* START *

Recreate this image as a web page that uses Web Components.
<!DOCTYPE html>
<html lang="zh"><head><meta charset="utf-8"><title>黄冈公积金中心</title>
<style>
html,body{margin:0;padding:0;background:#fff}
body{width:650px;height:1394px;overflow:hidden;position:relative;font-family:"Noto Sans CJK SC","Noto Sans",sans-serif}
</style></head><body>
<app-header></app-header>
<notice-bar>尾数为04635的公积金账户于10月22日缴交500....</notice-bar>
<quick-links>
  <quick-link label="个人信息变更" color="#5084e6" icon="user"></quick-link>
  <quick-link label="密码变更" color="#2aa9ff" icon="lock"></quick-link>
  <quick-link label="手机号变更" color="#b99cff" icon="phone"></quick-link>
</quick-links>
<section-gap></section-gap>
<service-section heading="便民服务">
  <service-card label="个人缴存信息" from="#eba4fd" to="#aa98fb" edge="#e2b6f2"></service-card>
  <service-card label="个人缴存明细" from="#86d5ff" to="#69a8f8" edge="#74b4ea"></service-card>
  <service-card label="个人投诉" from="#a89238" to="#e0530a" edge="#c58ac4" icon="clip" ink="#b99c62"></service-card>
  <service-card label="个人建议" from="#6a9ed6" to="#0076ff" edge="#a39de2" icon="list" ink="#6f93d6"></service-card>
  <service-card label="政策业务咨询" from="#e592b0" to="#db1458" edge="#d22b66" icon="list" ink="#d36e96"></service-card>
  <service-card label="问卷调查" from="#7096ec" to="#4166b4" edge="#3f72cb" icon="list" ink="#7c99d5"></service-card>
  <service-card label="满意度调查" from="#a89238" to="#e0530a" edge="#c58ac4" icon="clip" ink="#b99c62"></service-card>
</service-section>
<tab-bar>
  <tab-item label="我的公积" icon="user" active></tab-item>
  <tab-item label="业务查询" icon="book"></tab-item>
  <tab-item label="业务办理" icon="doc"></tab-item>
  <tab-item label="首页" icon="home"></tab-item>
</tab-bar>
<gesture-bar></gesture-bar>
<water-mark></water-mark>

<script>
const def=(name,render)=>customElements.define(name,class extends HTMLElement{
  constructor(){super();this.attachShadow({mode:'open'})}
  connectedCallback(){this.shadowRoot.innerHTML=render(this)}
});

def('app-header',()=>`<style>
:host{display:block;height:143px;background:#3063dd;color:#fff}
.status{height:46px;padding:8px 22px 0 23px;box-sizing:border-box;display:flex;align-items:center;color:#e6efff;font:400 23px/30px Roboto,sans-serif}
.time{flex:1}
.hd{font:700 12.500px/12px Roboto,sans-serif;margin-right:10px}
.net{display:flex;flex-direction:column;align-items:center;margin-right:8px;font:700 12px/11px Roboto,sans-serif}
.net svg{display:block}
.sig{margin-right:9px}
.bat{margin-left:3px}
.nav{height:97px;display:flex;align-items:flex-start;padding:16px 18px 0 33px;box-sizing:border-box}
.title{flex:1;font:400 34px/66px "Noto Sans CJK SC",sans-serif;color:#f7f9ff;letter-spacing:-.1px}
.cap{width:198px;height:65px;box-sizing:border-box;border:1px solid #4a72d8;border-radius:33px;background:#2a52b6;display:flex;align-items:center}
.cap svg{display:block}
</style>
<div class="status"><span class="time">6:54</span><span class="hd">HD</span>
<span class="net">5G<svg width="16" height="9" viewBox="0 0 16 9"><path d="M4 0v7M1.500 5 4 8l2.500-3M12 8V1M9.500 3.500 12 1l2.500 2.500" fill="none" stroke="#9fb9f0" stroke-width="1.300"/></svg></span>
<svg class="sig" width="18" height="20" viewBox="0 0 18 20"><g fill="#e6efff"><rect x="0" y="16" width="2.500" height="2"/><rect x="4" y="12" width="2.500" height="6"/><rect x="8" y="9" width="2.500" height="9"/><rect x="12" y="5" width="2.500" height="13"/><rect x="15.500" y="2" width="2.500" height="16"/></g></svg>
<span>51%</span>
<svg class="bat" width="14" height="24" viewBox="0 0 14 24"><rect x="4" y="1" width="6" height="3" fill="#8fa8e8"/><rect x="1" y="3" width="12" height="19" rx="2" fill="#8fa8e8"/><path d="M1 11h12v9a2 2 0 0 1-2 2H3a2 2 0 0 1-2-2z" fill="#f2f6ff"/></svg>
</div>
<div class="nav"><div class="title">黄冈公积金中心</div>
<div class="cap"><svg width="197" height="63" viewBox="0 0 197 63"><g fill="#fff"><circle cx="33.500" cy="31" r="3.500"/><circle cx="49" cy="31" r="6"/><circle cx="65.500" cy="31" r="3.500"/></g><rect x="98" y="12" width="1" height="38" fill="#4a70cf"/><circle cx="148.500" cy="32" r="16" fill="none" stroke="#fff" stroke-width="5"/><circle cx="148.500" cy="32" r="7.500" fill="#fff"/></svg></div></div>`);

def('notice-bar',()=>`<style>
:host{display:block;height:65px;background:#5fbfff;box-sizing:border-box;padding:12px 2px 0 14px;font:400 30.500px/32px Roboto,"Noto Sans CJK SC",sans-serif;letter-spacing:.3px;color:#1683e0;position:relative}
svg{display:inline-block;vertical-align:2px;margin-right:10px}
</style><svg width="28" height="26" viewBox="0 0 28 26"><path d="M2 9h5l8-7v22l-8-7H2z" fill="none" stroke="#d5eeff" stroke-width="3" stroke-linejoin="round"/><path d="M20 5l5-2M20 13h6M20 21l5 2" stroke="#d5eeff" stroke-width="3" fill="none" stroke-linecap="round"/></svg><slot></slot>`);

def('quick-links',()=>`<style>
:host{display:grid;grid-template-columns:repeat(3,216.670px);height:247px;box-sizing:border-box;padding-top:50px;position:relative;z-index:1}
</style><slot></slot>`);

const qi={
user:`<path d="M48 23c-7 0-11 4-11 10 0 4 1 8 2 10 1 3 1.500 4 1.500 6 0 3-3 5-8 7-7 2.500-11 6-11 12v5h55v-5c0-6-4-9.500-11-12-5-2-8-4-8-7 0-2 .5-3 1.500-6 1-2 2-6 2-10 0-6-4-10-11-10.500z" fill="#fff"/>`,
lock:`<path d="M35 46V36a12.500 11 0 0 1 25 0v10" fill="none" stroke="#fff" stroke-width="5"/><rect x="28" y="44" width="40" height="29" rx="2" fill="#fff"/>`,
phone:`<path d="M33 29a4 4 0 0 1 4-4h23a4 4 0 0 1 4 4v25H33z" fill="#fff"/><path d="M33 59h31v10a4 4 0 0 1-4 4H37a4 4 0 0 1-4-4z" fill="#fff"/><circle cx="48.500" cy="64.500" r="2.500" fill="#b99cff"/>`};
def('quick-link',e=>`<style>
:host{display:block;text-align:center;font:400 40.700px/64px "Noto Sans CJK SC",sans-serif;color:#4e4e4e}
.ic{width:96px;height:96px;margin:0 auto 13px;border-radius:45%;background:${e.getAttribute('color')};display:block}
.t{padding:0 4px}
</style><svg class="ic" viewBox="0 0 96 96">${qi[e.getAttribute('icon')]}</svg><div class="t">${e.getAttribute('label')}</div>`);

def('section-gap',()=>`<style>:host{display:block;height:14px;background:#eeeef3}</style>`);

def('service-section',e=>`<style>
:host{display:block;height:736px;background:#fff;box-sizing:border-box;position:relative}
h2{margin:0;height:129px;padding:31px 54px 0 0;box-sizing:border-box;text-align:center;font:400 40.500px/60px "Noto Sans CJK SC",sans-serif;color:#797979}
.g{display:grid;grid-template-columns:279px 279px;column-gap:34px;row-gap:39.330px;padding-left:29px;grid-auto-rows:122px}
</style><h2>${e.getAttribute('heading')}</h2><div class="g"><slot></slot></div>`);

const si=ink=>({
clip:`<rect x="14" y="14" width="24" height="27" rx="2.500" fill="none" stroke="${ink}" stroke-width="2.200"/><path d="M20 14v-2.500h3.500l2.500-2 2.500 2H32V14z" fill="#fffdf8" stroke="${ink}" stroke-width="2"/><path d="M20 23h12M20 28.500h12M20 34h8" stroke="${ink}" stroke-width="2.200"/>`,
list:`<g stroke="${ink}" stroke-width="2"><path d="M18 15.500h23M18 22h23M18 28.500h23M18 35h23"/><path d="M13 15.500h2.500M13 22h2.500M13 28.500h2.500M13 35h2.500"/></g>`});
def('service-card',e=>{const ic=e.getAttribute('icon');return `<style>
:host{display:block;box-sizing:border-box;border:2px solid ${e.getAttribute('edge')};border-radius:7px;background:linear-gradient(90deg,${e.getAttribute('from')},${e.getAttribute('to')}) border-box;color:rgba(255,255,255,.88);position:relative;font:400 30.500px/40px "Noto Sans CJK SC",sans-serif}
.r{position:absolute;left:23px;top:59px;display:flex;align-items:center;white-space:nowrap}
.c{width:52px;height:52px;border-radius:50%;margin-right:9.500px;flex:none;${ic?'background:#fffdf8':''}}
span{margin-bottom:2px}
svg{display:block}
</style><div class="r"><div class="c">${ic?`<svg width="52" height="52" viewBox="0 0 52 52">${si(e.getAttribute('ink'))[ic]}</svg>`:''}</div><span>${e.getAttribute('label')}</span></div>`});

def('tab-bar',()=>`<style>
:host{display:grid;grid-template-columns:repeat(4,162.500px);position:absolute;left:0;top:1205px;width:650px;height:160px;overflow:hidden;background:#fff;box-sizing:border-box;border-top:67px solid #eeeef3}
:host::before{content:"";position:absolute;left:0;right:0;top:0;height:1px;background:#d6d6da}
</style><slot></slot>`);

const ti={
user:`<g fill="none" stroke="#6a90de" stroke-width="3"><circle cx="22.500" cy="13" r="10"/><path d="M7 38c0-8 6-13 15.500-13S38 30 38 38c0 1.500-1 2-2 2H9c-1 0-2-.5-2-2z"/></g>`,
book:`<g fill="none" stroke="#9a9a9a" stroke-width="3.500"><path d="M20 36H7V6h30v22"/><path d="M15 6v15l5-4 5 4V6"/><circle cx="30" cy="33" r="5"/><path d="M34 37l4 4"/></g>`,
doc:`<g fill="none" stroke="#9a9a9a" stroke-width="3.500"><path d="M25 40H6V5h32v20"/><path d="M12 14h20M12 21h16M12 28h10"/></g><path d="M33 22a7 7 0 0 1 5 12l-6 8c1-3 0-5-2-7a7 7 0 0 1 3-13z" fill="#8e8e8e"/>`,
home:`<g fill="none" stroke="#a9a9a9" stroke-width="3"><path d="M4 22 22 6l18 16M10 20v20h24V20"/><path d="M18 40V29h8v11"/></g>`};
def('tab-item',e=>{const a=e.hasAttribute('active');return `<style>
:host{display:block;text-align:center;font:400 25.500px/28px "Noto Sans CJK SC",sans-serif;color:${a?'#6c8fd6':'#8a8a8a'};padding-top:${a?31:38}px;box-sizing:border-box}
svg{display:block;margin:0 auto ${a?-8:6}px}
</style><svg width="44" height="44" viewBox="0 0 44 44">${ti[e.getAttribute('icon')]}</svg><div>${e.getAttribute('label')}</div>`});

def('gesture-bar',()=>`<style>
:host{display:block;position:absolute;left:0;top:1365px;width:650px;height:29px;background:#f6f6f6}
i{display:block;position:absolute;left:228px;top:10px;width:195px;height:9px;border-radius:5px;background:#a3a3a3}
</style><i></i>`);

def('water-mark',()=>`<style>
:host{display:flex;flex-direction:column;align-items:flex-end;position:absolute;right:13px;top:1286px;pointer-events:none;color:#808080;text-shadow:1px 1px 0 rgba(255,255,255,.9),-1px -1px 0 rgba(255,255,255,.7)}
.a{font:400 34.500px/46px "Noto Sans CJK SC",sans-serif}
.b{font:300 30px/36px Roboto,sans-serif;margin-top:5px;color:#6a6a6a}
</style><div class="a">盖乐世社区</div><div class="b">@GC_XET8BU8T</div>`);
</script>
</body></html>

* END *

In the listing above, find each line with the word "this" and copy it.

Task answer |
Recreate this image as a web page that uses Web Components.
  constructor(){super();this.attachShadow({mode:'open'})}
  connectedCallback(){this.shadowRoot.innerHTML=render(this)}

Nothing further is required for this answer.